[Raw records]
####

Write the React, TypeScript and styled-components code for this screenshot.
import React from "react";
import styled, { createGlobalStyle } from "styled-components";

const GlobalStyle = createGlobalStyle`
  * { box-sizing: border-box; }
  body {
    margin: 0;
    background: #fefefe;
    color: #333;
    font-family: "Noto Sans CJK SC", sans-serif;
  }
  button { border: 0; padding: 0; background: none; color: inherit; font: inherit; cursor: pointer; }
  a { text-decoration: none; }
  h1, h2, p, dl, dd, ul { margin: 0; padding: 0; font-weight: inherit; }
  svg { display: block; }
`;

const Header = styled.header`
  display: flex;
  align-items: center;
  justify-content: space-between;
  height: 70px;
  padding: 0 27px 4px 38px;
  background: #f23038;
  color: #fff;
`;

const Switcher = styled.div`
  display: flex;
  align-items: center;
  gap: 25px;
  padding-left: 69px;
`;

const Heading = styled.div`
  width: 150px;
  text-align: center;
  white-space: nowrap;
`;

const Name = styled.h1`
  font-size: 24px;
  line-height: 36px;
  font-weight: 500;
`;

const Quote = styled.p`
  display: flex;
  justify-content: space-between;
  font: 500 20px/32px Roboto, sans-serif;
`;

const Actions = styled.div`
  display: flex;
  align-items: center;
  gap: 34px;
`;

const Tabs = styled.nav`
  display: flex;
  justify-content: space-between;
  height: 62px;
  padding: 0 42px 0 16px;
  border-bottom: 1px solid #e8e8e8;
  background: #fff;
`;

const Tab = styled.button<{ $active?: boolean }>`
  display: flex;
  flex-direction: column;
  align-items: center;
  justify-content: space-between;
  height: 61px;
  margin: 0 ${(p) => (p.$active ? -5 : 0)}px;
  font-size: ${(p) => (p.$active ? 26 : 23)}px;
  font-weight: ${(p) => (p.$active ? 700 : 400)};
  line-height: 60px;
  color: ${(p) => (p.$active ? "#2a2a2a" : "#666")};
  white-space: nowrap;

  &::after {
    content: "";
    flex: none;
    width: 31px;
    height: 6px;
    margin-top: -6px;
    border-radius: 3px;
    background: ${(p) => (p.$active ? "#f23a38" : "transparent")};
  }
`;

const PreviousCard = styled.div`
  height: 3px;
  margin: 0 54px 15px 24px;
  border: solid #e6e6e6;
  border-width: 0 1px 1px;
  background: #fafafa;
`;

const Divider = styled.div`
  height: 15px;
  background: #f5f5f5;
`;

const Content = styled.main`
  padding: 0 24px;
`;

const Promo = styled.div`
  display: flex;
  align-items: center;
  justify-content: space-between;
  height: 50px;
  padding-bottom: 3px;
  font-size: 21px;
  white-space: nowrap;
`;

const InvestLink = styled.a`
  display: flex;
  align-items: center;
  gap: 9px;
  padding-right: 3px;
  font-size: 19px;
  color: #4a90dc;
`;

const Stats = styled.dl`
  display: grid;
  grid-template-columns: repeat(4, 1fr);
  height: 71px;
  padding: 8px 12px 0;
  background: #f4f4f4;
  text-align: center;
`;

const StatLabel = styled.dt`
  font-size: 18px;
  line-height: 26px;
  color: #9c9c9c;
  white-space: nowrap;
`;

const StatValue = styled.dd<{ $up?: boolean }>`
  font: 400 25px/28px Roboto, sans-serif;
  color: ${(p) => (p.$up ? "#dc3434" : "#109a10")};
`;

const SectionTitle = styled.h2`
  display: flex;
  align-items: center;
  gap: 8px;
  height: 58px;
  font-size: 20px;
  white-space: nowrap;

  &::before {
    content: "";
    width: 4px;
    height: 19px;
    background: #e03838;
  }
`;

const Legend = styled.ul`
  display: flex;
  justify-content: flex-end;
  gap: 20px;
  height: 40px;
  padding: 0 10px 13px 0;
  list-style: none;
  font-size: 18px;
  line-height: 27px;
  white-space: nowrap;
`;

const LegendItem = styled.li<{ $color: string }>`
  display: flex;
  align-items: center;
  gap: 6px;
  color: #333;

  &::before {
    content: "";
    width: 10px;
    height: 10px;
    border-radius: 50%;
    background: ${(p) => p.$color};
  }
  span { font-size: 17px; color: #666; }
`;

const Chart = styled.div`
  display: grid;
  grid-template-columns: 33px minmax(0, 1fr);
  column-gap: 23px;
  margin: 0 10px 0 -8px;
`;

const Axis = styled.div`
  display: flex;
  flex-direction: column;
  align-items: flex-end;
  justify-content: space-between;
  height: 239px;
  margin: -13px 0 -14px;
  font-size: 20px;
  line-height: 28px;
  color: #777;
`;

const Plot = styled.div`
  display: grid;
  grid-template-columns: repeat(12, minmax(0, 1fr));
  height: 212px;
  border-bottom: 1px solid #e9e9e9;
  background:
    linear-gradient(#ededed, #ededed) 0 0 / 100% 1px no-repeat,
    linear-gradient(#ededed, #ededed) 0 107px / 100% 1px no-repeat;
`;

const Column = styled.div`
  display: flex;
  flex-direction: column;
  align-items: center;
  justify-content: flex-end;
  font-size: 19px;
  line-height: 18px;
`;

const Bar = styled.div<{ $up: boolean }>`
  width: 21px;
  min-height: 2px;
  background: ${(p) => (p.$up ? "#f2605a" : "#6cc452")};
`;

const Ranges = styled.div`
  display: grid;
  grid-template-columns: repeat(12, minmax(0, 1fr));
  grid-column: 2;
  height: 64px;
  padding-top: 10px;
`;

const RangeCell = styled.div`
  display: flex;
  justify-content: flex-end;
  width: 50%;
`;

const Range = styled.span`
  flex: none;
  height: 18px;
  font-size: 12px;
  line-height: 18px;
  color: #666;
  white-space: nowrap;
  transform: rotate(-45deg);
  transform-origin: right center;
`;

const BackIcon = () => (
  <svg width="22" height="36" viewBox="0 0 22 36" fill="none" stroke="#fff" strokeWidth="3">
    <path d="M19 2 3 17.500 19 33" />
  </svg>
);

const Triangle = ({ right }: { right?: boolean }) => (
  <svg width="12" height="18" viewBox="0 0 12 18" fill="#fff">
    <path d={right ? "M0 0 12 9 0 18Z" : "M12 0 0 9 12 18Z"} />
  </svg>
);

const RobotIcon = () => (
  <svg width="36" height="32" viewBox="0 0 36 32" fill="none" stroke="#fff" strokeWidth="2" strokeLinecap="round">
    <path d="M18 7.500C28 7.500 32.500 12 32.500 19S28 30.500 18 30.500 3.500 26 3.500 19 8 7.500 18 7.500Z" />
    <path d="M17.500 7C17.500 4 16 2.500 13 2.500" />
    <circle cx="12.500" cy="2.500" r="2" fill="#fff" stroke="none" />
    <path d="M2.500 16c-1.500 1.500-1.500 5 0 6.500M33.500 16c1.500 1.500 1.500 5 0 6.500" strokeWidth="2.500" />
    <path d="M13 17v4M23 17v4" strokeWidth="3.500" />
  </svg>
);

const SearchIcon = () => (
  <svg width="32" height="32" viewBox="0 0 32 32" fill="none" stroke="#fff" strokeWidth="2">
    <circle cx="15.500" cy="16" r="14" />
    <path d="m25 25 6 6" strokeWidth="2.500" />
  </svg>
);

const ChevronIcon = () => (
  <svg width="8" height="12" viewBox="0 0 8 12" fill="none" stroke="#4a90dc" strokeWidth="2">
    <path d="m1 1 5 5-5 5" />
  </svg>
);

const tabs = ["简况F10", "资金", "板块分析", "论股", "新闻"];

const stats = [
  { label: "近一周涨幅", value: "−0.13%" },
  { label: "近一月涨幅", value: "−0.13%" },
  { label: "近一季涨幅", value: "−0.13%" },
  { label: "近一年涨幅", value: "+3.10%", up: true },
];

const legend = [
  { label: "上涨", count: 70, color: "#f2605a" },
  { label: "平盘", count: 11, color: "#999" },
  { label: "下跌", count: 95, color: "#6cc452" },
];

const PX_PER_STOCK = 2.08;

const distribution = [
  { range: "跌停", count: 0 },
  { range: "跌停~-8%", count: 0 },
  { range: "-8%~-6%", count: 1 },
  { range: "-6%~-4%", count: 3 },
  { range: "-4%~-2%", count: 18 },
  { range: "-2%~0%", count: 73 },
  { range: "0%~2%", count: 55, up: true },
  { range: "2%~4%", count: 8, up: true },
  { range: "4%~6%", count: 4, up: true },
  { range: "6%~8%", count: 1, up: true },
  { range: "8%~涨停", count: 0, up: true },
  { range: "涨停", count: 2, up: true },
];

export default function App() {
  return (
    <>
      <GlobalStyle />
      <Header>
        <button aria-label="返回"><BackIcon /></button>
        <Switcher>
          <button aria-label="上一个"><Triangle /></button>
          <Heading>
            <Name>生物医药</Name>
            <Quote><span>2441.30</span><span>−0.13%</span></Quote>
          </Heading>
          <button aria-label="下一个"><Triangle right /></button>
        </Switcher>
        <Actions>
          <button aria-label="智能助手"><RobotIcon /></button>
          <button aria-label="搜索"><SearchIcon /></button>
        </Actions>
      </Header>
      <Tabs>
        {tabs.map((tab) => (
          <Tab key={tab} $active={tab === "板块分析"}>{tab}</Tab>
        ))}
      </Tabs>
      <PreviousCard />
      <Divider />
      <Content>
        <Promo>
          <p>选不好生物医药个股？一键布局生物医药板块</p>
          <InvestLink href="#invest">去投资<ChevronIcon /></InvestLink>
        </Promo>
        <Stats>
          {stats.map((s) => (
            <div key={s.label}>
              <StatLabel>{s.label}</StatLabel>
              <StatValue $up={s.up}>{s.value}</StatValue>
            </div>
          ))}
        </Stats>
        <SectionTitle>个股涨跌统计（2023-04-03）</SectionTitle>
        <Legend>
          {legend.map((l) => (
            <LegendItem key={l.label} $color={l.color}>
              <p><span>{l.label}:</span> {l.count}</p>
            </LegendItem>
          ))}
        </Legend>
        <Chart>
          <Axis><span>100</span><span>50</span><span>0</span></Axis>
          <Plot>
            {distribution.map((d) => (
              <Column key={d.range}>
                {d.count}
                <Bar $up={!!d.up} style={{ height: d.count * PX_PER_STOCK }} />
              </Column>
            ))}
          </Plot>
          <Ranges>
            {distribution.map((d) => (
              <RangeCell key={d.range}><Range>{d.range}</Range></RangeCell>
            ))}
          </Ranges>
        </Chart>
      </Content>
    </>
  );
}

####

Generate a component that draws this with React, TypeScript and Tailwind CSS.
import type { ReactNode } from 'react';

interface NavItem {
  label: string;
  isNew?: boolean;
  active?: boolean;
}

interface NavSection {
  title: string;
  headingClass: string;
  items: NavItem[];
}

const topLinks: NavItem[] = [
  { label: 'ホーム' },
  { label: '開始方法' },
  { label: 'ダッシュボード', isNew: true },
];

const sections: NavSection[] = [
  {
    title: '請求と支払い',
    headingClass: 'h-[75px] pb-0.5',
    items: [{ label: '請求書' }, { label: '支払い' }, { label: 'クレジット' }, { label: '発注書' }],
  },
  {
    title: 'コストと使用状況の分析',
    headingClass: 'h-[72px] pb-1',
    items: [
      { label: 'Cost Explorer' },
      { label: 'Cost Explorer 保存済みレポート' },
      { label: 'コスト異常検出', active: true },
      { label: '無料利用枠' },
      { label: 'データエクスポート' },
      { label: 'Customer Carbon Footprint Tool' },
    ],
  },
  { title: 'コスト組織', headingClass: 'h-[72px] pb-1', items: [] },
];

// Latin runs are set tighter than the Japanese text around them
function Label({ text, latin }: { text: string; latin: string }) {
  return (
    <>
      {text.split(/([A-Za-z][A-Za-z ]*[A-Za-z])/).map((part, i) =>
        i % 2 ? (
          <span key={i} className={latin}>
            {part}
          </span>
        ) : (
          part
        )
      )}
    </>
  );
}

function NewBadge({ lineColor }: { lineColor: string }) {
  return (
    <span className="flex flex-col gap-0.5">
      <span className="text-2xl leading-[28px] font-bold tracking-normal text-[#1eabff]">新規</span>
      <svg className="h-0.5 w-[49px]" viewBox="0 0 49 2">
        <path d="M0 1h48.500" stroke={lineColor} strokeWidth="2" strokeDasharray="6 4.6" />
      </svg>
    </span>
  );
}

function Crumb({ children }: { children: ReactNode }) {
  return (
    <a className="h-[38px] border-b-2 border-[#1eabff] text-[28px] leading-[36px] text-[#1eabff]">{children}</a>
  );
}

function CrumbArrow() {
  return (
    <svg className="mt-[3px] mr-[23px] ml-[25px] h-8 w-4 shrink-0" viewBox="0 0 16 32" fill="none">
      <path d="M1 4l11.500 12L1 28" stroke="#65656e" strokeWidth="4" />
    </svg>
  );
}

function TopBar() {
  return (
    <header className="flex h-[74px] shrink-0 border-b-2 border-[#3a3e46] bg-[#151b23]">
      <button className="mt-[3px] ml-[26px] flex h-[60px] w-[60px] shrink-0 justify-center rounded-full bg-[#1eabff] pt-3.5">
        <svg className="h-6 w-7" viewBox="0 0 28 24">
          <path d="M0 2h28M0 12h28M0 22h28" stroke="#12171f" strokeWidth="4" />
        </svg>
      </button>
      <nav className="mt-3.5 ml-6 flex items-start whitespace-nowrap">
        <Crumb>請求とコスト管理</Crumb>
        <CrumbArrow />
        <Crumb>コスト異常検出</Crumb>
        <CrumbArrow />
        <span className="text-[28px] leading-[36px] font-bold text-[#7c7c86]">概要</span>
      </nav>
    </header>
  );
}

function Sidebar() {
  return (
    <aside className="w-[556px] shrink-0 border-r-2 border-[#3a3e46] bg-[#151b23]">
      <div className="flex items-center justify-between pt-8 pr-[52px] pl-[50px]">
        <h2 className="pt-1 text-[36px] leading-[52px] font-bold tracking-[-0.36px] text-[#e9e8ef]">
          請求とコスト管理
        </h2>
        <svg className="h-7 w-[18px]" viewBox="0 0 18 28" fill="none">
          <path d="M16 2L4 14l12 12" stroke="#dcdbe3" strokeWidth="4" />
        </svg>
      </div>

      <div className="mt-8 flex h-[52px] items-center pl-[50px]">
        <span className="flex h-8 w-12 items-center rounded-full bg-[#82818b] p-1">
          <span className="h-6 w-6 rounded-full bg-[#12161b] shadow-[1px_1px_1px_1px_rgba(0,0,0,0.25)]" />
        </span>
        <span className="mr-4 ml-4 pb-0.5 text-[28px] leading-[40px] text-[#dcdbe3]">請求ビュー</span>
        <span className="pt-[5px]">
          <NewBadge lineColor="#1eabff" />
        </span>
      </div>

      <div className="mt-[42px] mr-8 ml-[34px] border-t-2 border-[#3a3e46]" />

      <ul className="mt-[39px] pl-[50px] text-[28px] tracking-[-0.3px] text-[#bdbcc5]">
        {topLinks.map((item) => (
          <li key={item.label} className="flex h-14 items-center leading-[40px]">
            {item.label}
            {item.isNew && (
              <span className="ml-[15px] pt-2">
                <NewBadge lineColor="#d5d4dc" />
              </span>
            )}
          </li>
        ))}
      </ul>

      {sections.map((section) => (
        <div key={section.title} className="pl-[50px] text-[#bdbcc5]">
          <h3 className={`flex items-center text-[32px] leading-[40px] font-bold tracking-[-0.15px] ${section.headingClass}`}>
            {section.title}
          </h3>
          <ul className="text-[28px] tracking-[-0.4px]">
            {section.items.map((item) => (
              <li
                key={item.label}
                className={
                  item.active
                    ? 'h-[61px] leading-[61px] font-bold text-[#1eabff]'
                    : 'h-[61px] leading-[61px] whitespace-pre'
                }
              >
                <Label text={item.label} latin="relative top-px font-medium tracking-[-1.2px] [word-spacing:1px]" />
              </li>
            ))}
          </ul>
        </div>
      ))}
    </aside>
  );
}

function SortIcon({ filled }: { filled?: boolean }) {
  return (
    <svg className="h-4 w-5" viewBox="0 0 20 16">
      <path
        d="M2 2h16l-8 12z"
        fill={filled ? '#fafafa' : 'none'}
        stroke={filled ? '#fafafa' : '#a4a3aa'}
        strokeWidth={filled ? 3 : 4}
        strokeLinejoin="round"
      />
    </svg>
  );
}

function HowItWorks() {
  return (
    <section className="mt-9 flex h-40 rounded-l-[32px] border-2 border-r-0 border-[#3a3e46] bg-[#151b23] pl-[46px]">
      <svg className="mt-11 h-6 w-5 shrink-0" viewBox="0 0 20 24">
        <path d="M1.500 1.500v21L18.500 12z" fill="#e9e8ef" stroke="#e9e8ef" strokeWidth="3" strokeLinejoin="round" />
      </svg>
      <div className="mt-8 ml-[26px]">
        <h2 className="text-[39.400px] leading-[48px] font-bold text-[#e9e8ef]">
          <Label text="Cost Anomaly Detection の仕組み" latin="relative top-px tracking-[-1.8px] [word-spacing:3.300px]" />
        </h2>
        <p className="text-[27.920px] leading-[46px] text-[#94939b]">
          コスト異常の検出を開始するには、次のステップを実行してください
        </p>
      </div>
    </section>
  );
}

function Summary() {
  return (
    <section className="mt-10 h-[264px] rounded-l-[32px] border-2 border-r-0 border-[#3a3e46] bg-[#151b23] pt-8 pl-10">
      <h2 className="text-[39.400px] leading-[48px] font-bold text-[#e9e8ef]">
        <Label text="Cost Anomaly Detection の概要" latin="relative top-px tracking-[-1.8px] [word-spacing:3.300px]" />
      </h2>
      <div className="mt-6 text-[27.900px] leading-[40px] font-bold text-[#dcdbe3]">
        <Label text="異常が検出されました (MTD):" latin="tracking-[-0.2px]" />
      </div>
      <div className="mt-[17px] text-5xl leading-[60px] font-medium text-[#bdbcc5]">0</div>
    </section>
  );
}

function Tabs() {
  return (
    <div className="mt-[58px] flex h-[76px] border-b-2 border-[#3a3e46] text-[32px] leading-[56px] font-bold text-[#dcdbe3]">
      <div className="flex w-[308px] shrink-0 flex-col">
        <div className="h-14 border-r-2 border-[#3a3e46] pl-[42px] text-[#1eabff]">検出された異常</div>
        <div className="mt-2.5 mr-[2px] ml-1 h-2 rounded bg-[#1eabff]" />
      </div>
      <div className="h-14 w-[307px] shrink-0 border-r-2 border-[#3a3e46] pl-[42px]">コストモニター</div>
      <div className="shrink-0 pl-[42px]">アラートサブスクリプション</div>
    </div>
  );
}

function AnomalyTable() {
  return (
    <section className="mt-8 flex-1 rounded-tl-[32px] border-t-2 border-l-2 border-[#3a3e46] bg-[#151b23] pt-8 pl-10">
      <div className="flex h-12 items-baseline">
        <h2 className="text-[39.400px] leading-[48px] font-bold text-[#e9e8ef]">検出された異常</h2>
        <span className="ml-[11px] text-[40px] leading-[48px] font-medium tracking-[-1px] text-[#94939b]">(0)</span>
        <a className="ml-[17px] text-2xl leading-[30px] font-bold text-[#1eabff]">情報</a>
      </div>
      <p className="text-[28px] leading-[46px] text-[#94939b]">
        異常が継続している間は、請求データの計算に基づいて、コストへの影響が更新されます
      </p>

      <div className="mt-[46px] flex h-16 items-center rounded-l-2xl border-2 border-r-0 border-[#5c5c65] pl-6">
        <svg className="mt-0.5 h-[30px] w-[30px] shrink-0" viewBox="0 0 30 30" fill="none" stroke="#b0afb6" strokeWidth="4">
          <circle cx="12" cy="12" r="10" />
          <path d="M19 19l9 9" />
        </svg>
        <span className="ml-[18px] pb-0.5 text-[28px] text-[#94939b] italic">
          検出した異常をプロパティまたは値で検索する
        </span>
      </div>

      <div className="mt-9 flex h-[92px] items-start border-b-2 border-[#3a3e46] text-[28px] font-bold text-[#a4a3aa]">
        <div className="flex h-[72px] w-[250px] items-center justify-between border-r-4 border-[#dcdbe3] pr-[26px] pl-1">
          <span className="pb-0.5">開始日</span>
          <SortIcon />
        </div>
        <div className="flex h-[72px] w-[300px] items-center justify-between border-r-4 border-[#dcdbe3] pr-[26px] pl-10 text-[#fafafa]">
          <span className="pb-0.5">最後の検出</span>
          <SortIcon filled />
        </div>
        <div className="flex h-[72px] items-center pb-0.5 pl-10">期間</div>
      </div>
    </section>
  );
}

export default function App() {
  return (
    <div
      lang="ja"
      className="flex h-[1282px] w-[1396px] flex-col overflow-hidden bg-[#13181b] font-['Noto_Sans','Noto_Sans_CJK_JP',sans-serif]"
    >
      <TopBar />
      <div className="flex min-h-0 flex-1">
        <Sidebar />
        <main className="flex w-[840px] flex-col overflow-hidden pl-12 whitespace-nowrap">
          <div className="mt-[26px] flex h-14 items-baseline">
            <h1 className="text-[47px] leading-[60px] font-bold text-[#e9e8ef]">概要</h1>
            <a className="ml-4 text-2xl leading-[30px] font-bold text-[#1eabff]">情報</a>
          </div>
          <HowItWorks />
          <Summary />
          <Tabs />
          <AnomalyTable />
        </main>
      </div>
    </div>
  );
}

####

**Instructions to follow**. List the lines of the material in which the word "components" occurs.

**Response**.
Write the React, TypeScript and styled-components code for this screenshot.
import styled, { createGlobalStyle } from "styled-components";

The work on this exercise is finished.